2. Printing Rollers: The colour printing rollers are made of copper and the design according to the colour is engraved on it. The length is 200cms and dia of 12.5 – 30cms or 12.5-75cms. The impression gets filled by the colour and transfers the colour to cloth. 2 specialised rollers can be used in co-ordination to get tints, shaded effect or outlines. Thin lines and dots also can be achieved.

3. Mandrels: are steel shafts working as axels for rollers mounted on then.

4. The Colour Box: is a shallow trough through which a wooden roller covered with fabric rolls carrying print paste from the trough to the engraved roller.

5. The Doctor Blade is made of steel and has a razor like edge which rests on the engraved roller. It scrapes off excess paste.

6. The Lint Doctor - is made of brass. It picks up loose cotton threads or fibres attached to the engraved roller. This also removes the excess paste of the preceding roller, helping maintain purity of colour.
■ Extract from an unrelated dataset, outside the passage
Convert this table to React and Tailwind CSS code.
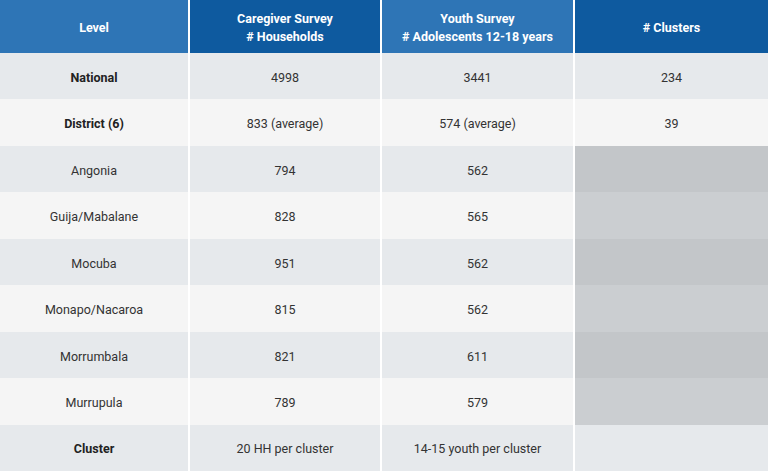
import React from 'react';

const ROWS = [
  { level: 'National', cg: '4998', ys: '3441', cl: '234', bold: true },
  { level: 'District (6)', cg: '833 (average)', ys: '574 (average)', cl: '39', bold: true },
  { level: 'Angonia', cg: '794', ys: '562', shade: true },
  { level: 'Guija/Mabalane', cg: '828', ys: '565', shade: true },
  { level: 'Mocuba', cg: '951', ys: '562', shade: true },
  { level: 'Monapo/Nacaroa', cg: '815', ys: '562', shade: true },
  { level: 'Morrumbala', cg: '821', ys: '611', shade: true },
  { level: 'Murrupula', cg: '789', ys: '579', shade: true },
  { level: 'Cluster', cg: '20 HH per cluster', ys: '14-15 youth per cluster', cl: '', bold: true },
];

export default function App() {
  return (
    <div
      className="w-[768px] h-[471px] bg-white grid grid-cols-[188px_190px_191px_1fr] grid-rows-[53px_repeat(9,1fr)] gap-x-[2px] text-[12.5px] text-[#333]"
      style={{ fontFamily: 'Roboto, "Liberation Sans", sans-serif' }}
    >
      {/* Header */}
      <div className="bg-[#2e75b6] text-white font-bold flex items-center justify-center text-center leading-[18px] pt-[2px]">Level</div>
      <div className="bg-[#0e5a9f] text-white font-bold flex items-center justify-center text-center leading-[18px] pt-[2px]">
        Caregiver Survey<br /># Households
      </div>
      <div className="bg-[#2e75b6] text-white font-bold flex items-center justify-center text-center leading-[18px] pt-[2px]">
        Youth Survey<br /># Adolescents 12-18 years
      </div>
      <div className="bg-[#0e5a9f] text-white font-bold flex items-center justify-center text-center leading-[18px] pt-[2px]"># Clusters</div>

      {ROWS.map((r, i) => {
        const odd = i % 2 === 0;
        const bg = odd ? 'bg-[#e6e9ec]' : 'bg-[#f5f5f5]';
        const grey = odd ? 'bg-[#c3c6c9]' : 'bg-[#cbced1]';
        return (
          <React.Fragment key={r.level}>
            <div className={`${bg} flex items-center justify-center pt-[4px] ${r.bold ? 'font-bold text-[#222]' : ''}`}>{r.level}</div>
            <div className={`${bg} flex items-center justify-center pt-[4px]`}>{r.cg}</div>
            <div className={`${bg} flex items-center justify-center pt-[4px]`}>{r.ys}</div>
            <div className={`${r.shade ? grey : bg} flex items-center justify-center pt-[4px]`}>{r.cl}</div>
          </React.Fragment>
        );
      })}
    </div>
  );
}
The fabric tobe printed is fed to the machine and as the driving motor is switched on, it moves forward around the central cylinder which also starts rotating. At the same time, the engraved rollers and the colour furnishing roller start rotating at suitable speeds to keep pace with the fabric. The colour furnishing roller picks-up the colour paste from the colour box in which it rotates and transfers it to the engraved rollers and fills up its hollows or the sunk in patterns. The engraved roller has no coour or other parts of its surface. As the engraved roller comes in contact with the dry fabric and is pressed against it, the colour is transferred and the particular part of the design is impressed on the cloth. The doctor blade scrapes off excesss colour paste and the lint doctor removes any lint, loose fibers etc.. from the cloth being printed. Each engraved roller continues to impress its part of the pattern on the fabric as long as the machine is operating. The engraved rollers have tobe adjusted very carefully so that they register or contribute their part correctly at the correct time. This adjustment is done by various devices in the machine. When the cloth is fully printed, it moves forward and leaves the cylinder. It is then dried in a drying chamber and given appropriate after treatment, to fix colours. The back-grey is removed for washing when it is soiled. The woollen blanket which goes round the cylinder is removed for washing when soiled. 

In roller printing, designs with upto 16 colours can be printed. But generally designs with 4-6 colours are printed for economical and practical reasons.